Commonwealth Journal


January 5, 2012

Hog Wild

Feral pigs increasing in number in western Pulaski County

Nancy — Numbers of wild hogs are increasing in Kentucky and the untamed porkers have been aggravating farmers in the western part of Pulaski County for the past four or five years.

“I saw six last Sunday morning,” said Eugene Harness, speaking from Lake Cumberland Regional Hospital where he was recovering from surgery resulting from a fall at his barn on New Year’s Eve.

Harness, a cattle farmer who lives on Carter Ridge Road, has been dealing with wild hogs for a considerable time. He trapped four wild hogs last spring, and, under supervision of a conservation officer, killed and cleaned the animals.

“You’re not allowed to turn them loose,” said Harness. “You have to kill them ... Kentucky Fish and Wildlife doesn’t want them. We don’t want them.
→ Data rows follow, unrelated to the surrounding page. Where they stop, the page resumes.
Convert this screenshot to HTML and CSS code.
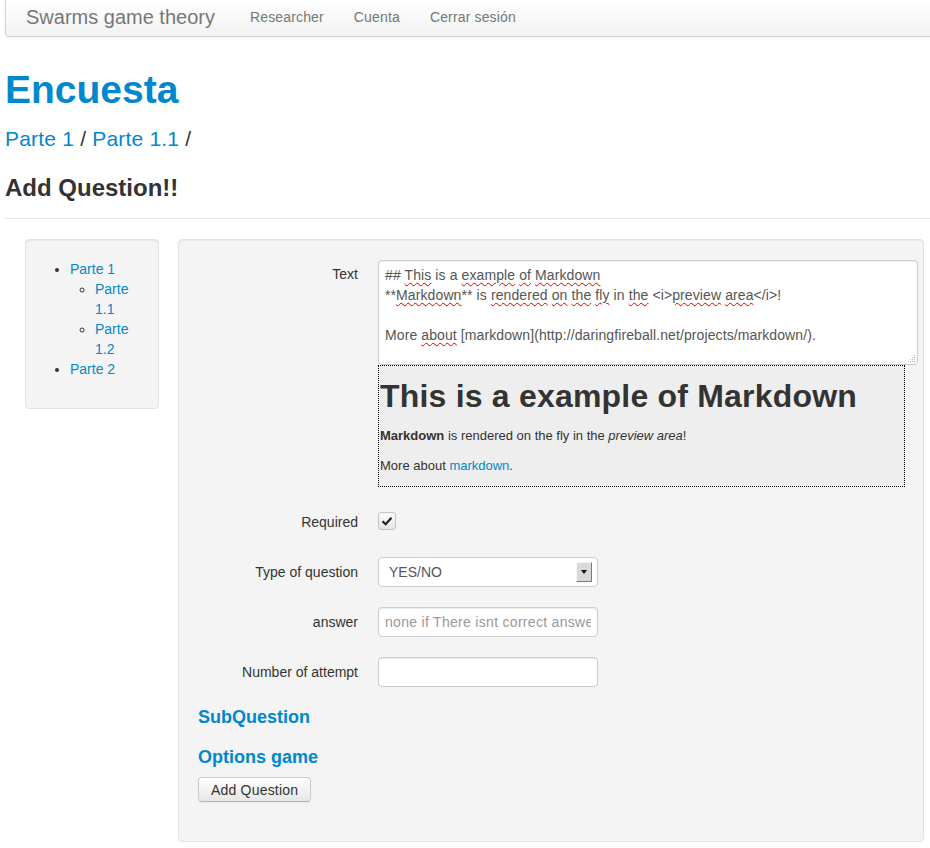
FILE: index.html
```html
<!DOCTYPE html>
<html lang="es">
<head>
<meta charset="utf-8">
<title>Swarms game theory</title>
<link rel="stylesheet" href="styles.css">
</head>
<body>
<div class="page">
  <div class="navbar">
    <a class="brand" href="#">Swarms game theory</a>
    <a class="nav-link" href="#">Researcher</a>
    <a class="nav-link" href="#">Cuenta</a>
    <a class="nav-link" href="#">Cerrar sesión</a>
  </div>

  <h1 class="title">Encuesta</h1>
  <div class="crumbs"><a href="#">Parte 1</a> / <a href="#">Parte 1.1</a> /</div>
  <h3 class="subtitle">Add Question!!</h3>
  <hr class="divider">

  <div class="row">
    <div class="well sidebar">
      <ul class="tree">
        <li><a href="#">Parte 1</a>
          <ul>
            <li><a href="#">Parte 1.1</a></li>
            <li><a href="#">Parte 1.2</a></li>
          </ul>
        </li>
        <li><a href="#">Parte 2</a></li>
      </ul>
    </div>

    <div class="well main">
      <div class="group">
        <div class="label">Text</div>
        <div class="controls">
          <div class="textarea">
            <div>## <span class="sp">This</span> is a <span class="sp">example</span> <span class="sp">of</span> <span class="sp">Markdown</span></div>
            <div>**<span class="sp">Markdown</span>** is <span class="sp">rendered</span> <span class="sp">on</span> <span class="sp">the</span> <span class="sp">fly</span> in <span class="sp">the</span> &lt;i&gt;<span class="sp">preview</span> <span class="sp">area</span>&lt;/i&gt;!</div>
            <div>&nbsp;</div>
            <div>More <span class="sp">about</span> [markdown](http://daringfireball.net/projects/markdown/).</div>
            <svg class="grip" width="10" height="10" viewBox="0 0 10 10"><g fill="#bbb"><rect x="8" y="2" width="1" height="1"/><rect x="6" y="4" width="1" height="1"/><rect x="8" y="4" width="1" height="1"/><rect x="4" y="6" width="1" height="1"/><rect x="6" y="6" width="1" height="1"/><rect x="8" y="6" width="1" height="1"/><rect x="2" y="8" width="1" height="1"/><rect x="4" y="8" width="1" height="1"/><rect x="6" y="8" width="1" height="1"/><rect x="8" y="8" width="1" height="1"/></g></svg>
          </div>
          <div class="preview">
            <h2>This is a example of Markdown</h2>
            <p><strong>Markdown</strong> is rendered on the fly in the <em>preview area</em>!</p>
            <p>More about <a href="#">markdown</a>.</p>
          </div>
        </div>
      </div>

      <div class="group">
        <div class="label">Required</div>
        <div class="controls">
          <span class="checkbox">
            <svg width="18" height="18" viewBox="0 0 18 18"><path d="M4.5 9.2 L7.6 12.2 L13.5 5.8" fill="none" stroke="#222" stroke-width="2.2"/></svg>
          </span>
        </div>
      </div>

      <div class="group">
        <div class="label">Type of question</div>
        <div class="controls">
          <div class="select">
            <span class="select-text">YES/NO</span>
            <span class="select-btn"><span class="arrow"></span></span>
          </div>
        </div>
      </div>

      <div class="group">
        <div class="label">answer</div>
        <div class="controls">
          <input class="input" type="text" placeholder="none if There isnt correct answer">
        </div>
      </div>

      <div class="group">
        <div class="label">Number of attempt</div>
        <div class="controls">
          <input class="input" type="text">
        </div>
      </div>

      <h4 class="section">SubQuestion</h4>
      <h4 class="section">Options game</h4>
      <button class="btn" type="button">Add Question</button>
    </div>
  </div>
</div>
</body>
</html>
```

FILE: styles.css
```css
html, body {
  margin: 0;
  padding: 0;
  background: #fff;
}
body {
  font-family: "Liberation Sans", Arial, sans-serif;
  font-size: 14px;
  line-height: 20px;
  color: #333;
}
a {
  color: #0088cc;
  text-decoration: none;
}
.page {
  padding-left: 5px;
  overflow: hidden;
}

/* navbar */
.navbar {
  height: 36px;
  margin-right: -10px;
  display: flex;
  align-items: center;
  background: linear-gradient(#ffffff, #f2f2f2);
  border: 1px solid #d4d4d4;
  border-top: 0;
  border-radius: 0 0 4px 4px;
  box-shadow: 0 1px 4px rgba(0, 0, 0, 0.065);
}
.brand {
  color: #777;
  font-size: 20px;
  padding: 0 20px 0 20px;
  line-height: 36px;
  margin-top: -2px;
}
.nav-link {
  color: #777;
  font-size: 14px;
  letter-spacing: 0.15px;
  padding: 0 15px;
  line-height: 36px;
  margin-top: -3px;
}

/* headings */
.title {
  margin: 33px 0 0 0;
  font-size: 39px;
  line-height: 40px;
  font-weight: bold;
  color: #0088cc;
}
.crumbs {
  margin-top: 14px;
  font-size: 21px;
  letter-spacing: 0.2px;
  line-height: 30px;
  color: #333;
}
.subtitle {
  margin: 14px 0 0 0;
  font-size: 24px;
  line-height: 40px;
  font-weight: bold;
  color: #333;
}
.divider {
  margin: 10px 0 19px 0;
  border: 0;
  border-top: 1px solid #e5e5e5;
  border-bottom: 1px solid #fff;
  height: 0;
}

/* layout */
.row {
  display: flex;
  align-items: flex-start;
  gap: 19px;
  padding-left: 20px;
}
.well {
  background: #f4f4f4;
  border: 1px solid #e3e3e3;
  border-radius: 4px;
  box-shadow: inset 0 1px 1px rgba(0, 0, 0, 0.05);
  padding: 19px;
}
.sidebar {
  width: 94px;
}
.main {
  width: 706px;
}

/* sidebar tree */
.tree {
  margin: 0 0 10px 25px;
  padding: 0;
  list-style: disc;
}
.tree ul {
  margin: 0 0 0 25px;
  padding: 0;
  list-style: circle;
}

/* form */
.group {
  display: flex;
  margin-bottom: 20px;
}
.label {
  width: 160px;
  flex: none;
  padding-top: 5px;
  margin-right: 20px;
  text-align: right;
  line-height: 20px;
  color: #333;
}
.controls {
  flex: none;
  width: 526px;
  min-height: 30px;
}
.textarea {
  position: relative;
  box-sizing: border-box;
  width: 540px;
  height: 105px;
  margin-top: 1px;
  background: #fff;
  border: 1px solid #ccc;
  border-radius: 4px;
  padding: 4px 6px;
  color: #555;
  line-height: 20px;
  letter-spacing: 0.1px;
  white-space: nowrap;
  box-shadow: inset 0 1px 1px rgba(0, 0, 0, 0.075);
}
.sp {
  text-decoration: underline wavy #e00000;
  text-decoration-thickness: 1px;
  text-underline-offset: 2px;
}
.grip {
  position: absolute;
  right: 1px;
  bottom: 1px;
}
.preview {
  box-sizing: border-box;
  width: 527px;
  background: #eeeeee;
  border: 1px dotted #000;
  padding: 0 0 0 1px;
}
.preview h2 {
  margin: 10px 0;
  font-size: 32px;
  letter-spacing: 0.2px;
  line-height: 40px;
  font-weight: bold;
  color: #333;
}
.preview p {
  margin: 0 0 10px 0;
  font-size: 13px;
}

.checkbox {
  display: block;
  width: 18px;
  height: 18px;
  margin-top: 5px;
  box-sizing: border-box;
  border: 1px solid #c4c4c4;
  border-radius: 3px;
  background: linear-gradient(#fbfbfb, #e6e6e6);
}
.checkbox svg {
  display: block;
  margin: -1px 0 0 -1px;
}

.select {
  box-sizing: border-box;
  width: 220px;
  height: 30px;
  background: #fff;
  border: 1px solid #ccc;
  border-radius: 4px;
  display: flex;
  align-items: center;
  justify-content: space-between;
  padding: 0 5px 0 10px;
  color: #555;
}
.select-btn {
  width: 16px;
  height: 20px;
  box-sizing: border-box;
  background: #d9d9d9;
  border-top: 1px solid #f6f6f6;
  border-left: 1px solid #f6f6f6;
  border-right: 1px solid #7a7a7a;
  border-bottom: 1px solid #7a7a7a;
  display: flex;
  align-items: center;
  justify-content: center;
}
.arrow {
  width: 0;
  height: 0;
  border-left: 3px solid transparent;
  border-right: 3px solid transparent;
  border-top: 4px solid #111;
}

.input {
  display: block;
  box-sizing: border-box;
  width: 220px;
  height: 30px;
  margin: 0;
  padding: 4px 6px;
  font-family: "Liberation Sans", Arial, sans-serif;
  font-size: 14px;
  letter-spacing: 0.3px;
  color: #555;
  background: #fff;
  border: 1px solid #ccc;
  border-radius: 4px;
  box-shadow: inset 0 1px 1px rgba(0, 0, 0, 0.075);
  outline: none;
}
.input::placeholder {
  color: #999;
}

.section {
  margin: 0 0 20px 0;
  font-size: 18px;
  line-height: 20px;
  font-weight: bold;
  color: #0088cc;
}
.section + .section {
  margin-bottom: 10px;
}
.btn {
  display: block;
  height: 25px;
  margin: 0 0 20px 0;
  padding: 0 12px;
  font-family: "Liberation Sans", Arial, sans-serif;
  font-size: 14px;
  letter-spacing: 0.2px;
  line-height: 20px;
  color: #333;
  background: linear-gradient(#ffffff, #e6e6e6);
  border: 1px solid #ccc;
  border-bottom-color: #b3b3b3;
  border-radius: 4px;
  box-shadow: inset 0 1px 0 rgba(255, 255, 255, 0.2), 0 1px 2px rgba(0, 0, 0, 0.05);
}
```
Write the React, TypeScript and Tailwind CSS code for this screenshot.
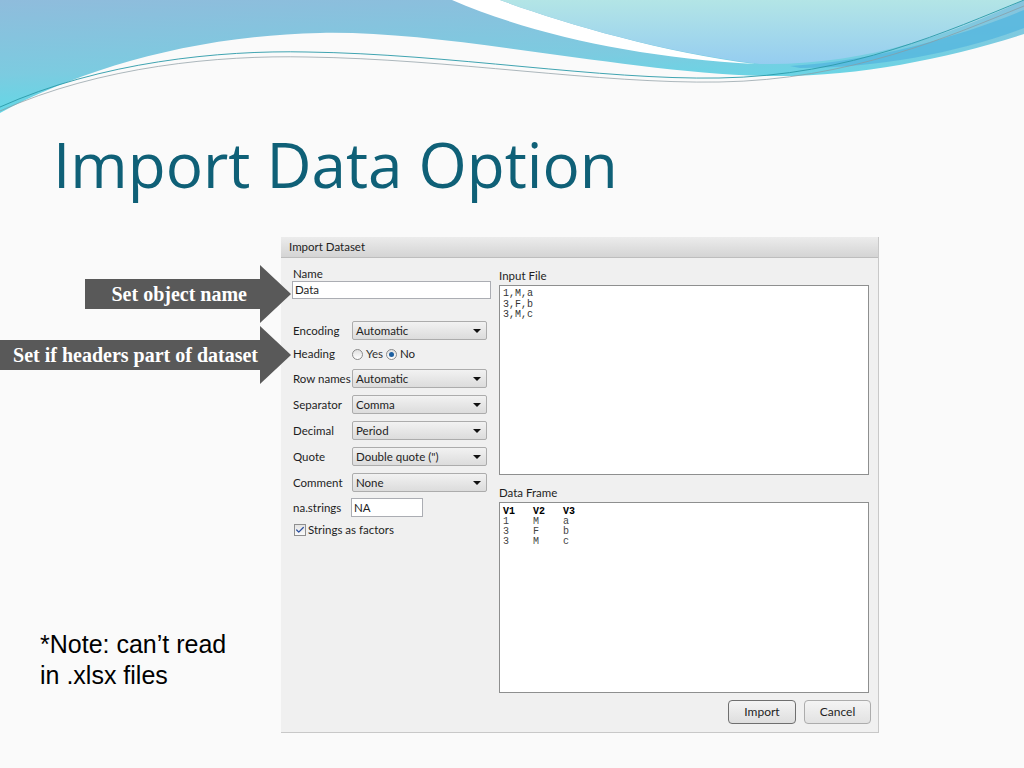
import { Check } from "lucide-react";

const optionRows = [
  { label: "Row names", value: "Automatic" },
  { label: "Separator", value: "Comma" },
  { label: "Decimal", value: "Period" },
  { label: "Quote", value: "Double quote (\")" },
  { label: "Comment", value: "None" },
];

function Wave() {
  return (
    <svg width="1024" height="115" viewBox="0 0 1024 115" className="block shrink-0">
      <defs>
        <linearGradient id="blueL" x1="0" y1="0" x2="0.3" y2="1">
          <stop offset="0" stopColor="#8fbcdc" />
          <stop offset="0.6" stopColor="#7ccbe0" />
          <stop offset="1" stopColor="#5ddbe8" />
        </linearGradient>
        <linearGradient id="cyanR" x1="0" y1="0" x2="0" y2="1">
          <stop offset="0" stopColor="#b3e5e6" />
          <stop offset="1" stopColor="#95cdf0" />
        </linearGradient>
      </defs>
      <path d="M0,0 H1024 V34 C950,58 860,76 780,76 C640,76 450,30 320,33 C190,36 80,70 0,113 Z" fill="url(#blueL)" />
      <path d="M452,0 C530,34 640,58 755,64 C660,52 560,22 500,0 Z" fill="#ffffff" />
      <path d="M500,0 C560,22 660,52 760,64 C870,66 960,30 1024,0 Z" fill="url(#cyanR)" />
      <path d="M790,66 C880,60 960,36 1024,10 V28 C960,52 880,68 800,68 Z" fill="#55b6de" opacity="0.8" />
      <path d="M0,107 C100,62 220,50 307,52 C450,54 600,80 719,78 C850,76 950,30 1024,0" fill="none" stroke="#2a9aa8" strokeWidth="0.9" />
      <path d="M0,111 C100,66 220,55 307,57 C450,59 600,84 719,82 C850,80 950,36 1024,6" fill="none" stroke="#8a9aa0" strokeWidth="0.7" />
    </svg>
  );
}

function Select({ value }: { value: string }) {
  return (
    <div className="w-[135px] h-[19px] shrink-0 flex items-center justify-between pl-[3px] pr-[5px] border border-[#acacac] rounded-[2px] bg-gradient-to-b from-[#f2f2f2] to-[#dcdcdc]">
      <span>{value}</span>
      <span className="w-0 h-0 border-l-[4px] border-r-[4px] border-t-[4px] border-l-transparent border-r-transparent border-t-[#111]" />
    </div>
  );
}

function Radio({ checked }: { checked?: boolean }) {
  return (
    <span className="w-[11px] h-[11px] rounded-full border border-[#8a8a8a] bg-gradient-to-b from-[#e0e0e0] to-[#ffffff] flex items-center justify-center">
      {checked && <span className="w-[5px] h-[5px] rounded-full bg-[#1d5fa0]" />}
    </span>
  );
}

function Arrow({ text, width, top, left, pad }: { text: string; width: number; top: number; left: number; pad: number }) {
  return (
    <div className="absolute flex items-center" style={{ top, left }}>
      <div
        className="h-[30px] bg-[#595959] text-white font-bold text-[20px] font-['Liberation_Serif',serif] flex items-center justify-end whitespace-nowrap"
        style={{ width, paddingRight: pad }}
      >
        {text}
      </div>
      <div className="w-0 h-0 border-t-[29px] border-b-[29px] border-l-[31px] border-t-transparent border-b-transparent border-l-[#595959]" />
    </div>
  );
}

export default function App() {
  return (
    <div className="relative w-[1024px] h-[768px] overflow-hidden bg-[#fafafa] flex flex-col">
      <Wave />

      <h1 className="ml-[53px] mt-[18px] text-[62px] leading-none text-[#0f6077] font-['Open_Sans',sans-serif]">
        Import Data Option
      </h1>

      <div className="flex mt-[42px]">
        {/* Left column with note */}
        <div className="w-[281px] pt-[392px] pl-[40px] font-['Liberation_Sans',sans-serif] text-[25px] leading-[31px] text-black">
          <p>*Note: can’t read</p>
          <p>in .xlsx files</p>
        </div>

        {/* Dialog */}
        <div className="w-[598px] h-[496px] bg-[#f0f0f0] border-r border-b border-[#c8c8c8] flex flex-col font-['Lato',sans-serif] text-[11.5px] text-[#1e1e1e]">
          <div className="h-[21px] shrink-0 flex items-center px-[8px] bg-gradient-to-b from-[#ececec] to-[#d4d4d4] border-b border-[#bdbdbd]">
            Import Dataset
          </div>

          <div className="flex flex-1">
            {/* Options */}
            <div className="w-[211px] pl-[11px] flex flex-col">
              <div className="mt-[9px] h-[14px] leading-[14px] pl-[1px]">Name</div>
              <div className="w-[199px] h-[18px] border border-[#abadb3] bg-white flex items-center pl-[2px]">Data</div>

              <div className="mt-[22px] h-[19px] flex items-center">
                <span className="w-[60px] shrink-0 pl-[1px] whitespace-nowrap">Encoding</span>
                <Select value="Automatic" />
              </div>

              <div className="mt-[4px] h-[20px] flex items-center">
                <span className="w-[60px] shrink-0 pl-[1px]">Heading</span>
                <Radio />
                <span className="ml-[3px] mr-[3px] text-[#333]">Yes</span>
                <Radio checked />
                <span className="ml-[3px]">No</span>
              </div>

              <div className="mt-[5px] flex flex-col gap-[7px]">
                {optionRows.map((row) => (
                  <div key={row.label} className="h-[19px] flex items-center">
                    <span className="w-[60px] shrink-0 pl-[1px] whitespace-nowrap">{row.label}</span>
                    <Select value={row.value} />
                  </div>
                ))}
              </div>

              <div className="mt-[6px] h-[19px] flex items-center">
                <span className="w-[59px] shrink-0 pl-[1px] whitespace-nowrap">na.strings</span>
                <div className="w-[72px] h-[19px] border border-[#abadb3] bg-white flex items-center pl-[2px]">NA</div>
              </div>

              <div className="mt-[6px] h-[14px] flex items-center pl-[2px]">
                <span className="w-[12px] h-[12px] border border-[#8f8f8f] bg-gradient-to-b from-[#e4e4e4] to-[#fafafa] flex items-center justify-center">
                  <Check className="w-[10px] h-[10px] text-[#2b4f9e]" strokeWidth={3} />
                </span>
                <span className="ml-[2px]">Strings as factors</span>
              </div>
            </div>

            {/* Input file and data frame */}
            <div className="flex-1 pl-[7px] pr-[9px] flex flex-col">
              <div className="mt-[11px] h-[14px] leading-[14px]">Input File</div>
              <div className="mt-[2px] h-[190px] border border-[#8e8f8f] bg-white pl-[3px] pt-[3px] font-['Liberation_Mono',monospace] text-[10px] leading-[10.5px] text-[#333]">
                <div>1,M,a</div>
                <div>3,F,b</div>
                <div>3,M,c</div>
              </div>
              <div className="mt-[11px] h-[14px] leading-[14px]">Data Frame</div>
              <div className="mt-[2px] h-[191px] border border-[#8e8f8f] bg-white pl-[3px] pt-[4px] font-['Liberation_Mono',monospace] text-[10px] leading-[10px] text-[#444] whitespace-pre">
                <div className="font-bold text-black">V1   V2   V3</div>
                <div>1    M    a</div>
                <div>3    F    b</div>
                <div>3    M    c</div>
              </div>
            </div>
          </div>

          <div className="h-[39px] shrink-0 flex justify-end items-start gap-[8px] pr-[7px] pt-[7px]">
            <button className="w-[68px] h-[24px] rounded-[4px] border border-[#6f6f6f] bg-gradient-to-b from-[#f4f4f4] to-[#dedede] text-[12px]">
              Import
            </button>
            <button className="w-[67px] h-[24px] rounded-[4px] border border-[#acacac] bg-gradient-to-b from-[#f4f4f4] to-[#e2e2e2] text-[12px]">
              Cancel
            </button>
          </div>
        </div>
      </div>

      <Arrow text="Set object name" width={175} top={265} left={85} pad={13} />
      <Arrow text="Set if headers part of dataset" width={260} top={326} left={0} pad={2} />
    </div>
  );
}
They are very destructive.”

“I’ve still got the trap, but it doesn’t work anymore,” said Harness, who was released from the hospital Wednesday afternoon. “Wild hogs get smart pretty quickly,” he remarked. Corn was used as bait to trap the four wild hogs last spring and two of the hogs caught weighed about 150 pounds each.

“Wild hogs mostly stay out at night,” said Harness whose farm is off Ky. 837 near the Casey County line. He said a motion activated Department of Fish and Wildlife Resources camera, attached to a tree about 100 yards from his house, photographed on the night of November 8 a wild hog estimated to weigh about 450 pounds.

Frankie Jasper, also a resident of Carter Ridge Road, knows firsthand how much damage wild hogs can do. “Year before last I got 18 loads of corn off a 28-acre patch. This past year I got some boys with “bay dogs” to run the hogs off and I got 37 loads from the same field,” Jasper noted.

“If dogs chase ‘em out, they will stay away for awhile,” Jasper noted. “If you could see the hogs, you could shoot ’em, but they roam at night. I never saw one after 9 o’clock in the morning.”

“Hogs don’t sweat ... they move at night because it’s cooler,” added Harness.

The season on wild hogs is always open. The pigs can be killed year-round, except shooting is prohibited at night because of dangers of gun-related accidents, among other reasons, including poaching.

Jasper said five wild hogs have been killed on his dad’s farm “ ... and Joby Gossett killed five at Cains Store near the old Caintown Post Office.

“They are all over these ridges ... Green River Knob, Turkey Creek and House Fork Creek,” said Jasper.

Dave Baker, editor of Kentucky Afield, a Department of Fish and Wildlife Resources magazine, and Chad Soard, wildlife biologist for the department, said during an interview last year that wild hogs are a problem in many counties in Kentucky, particularly in the western part of the state.

“It’s open season on them,” said Baker. “We want to get rid of them. They mess up habitat for both deer and turkeys.

Soard, during a conversation Wednesday, suggested wild hogs often are transported illegally into an area for hunting. He said an open or year-round season on the animals gives hunters something to hunt when other seasons are closed.

“Pig hunting as a sport has really taken off,” Soard said. “In Kentucky, we’re not going to promote it as a recreational opportunity.”

“Some wild hogs look differently from a domestic hog, and some look the same,” Soard said. “They come in any color or body shape. Once a pig is out of a pen it becomes a wild hog.”

Originally, there are three different kinds –– a true domestic pig; a feral pig which is a domestic pig gone wild; and the Eurasian boar, imported from Europe and Asia, is a true wild boar, Soard said. Now, the different breeds  have interbred into a hybrid.

Are wild hogs dangerous? “They can be. They deserve respect,” cautioned Soard.

Wild pigs have been in this part of Kentucky for a long time. Soard said an early survey done in 1991 found wild boars in Wayne and McCreary counties.

“It’s a local problem ... if wild hogs are present, it’s a problem for farmers,” Soard said. “The wild hogs also compete with more desirable animals for food. “They are like a vacuum cleaner in the forest, eating mast in the fall that would be food for squirrels, deer and turkeys.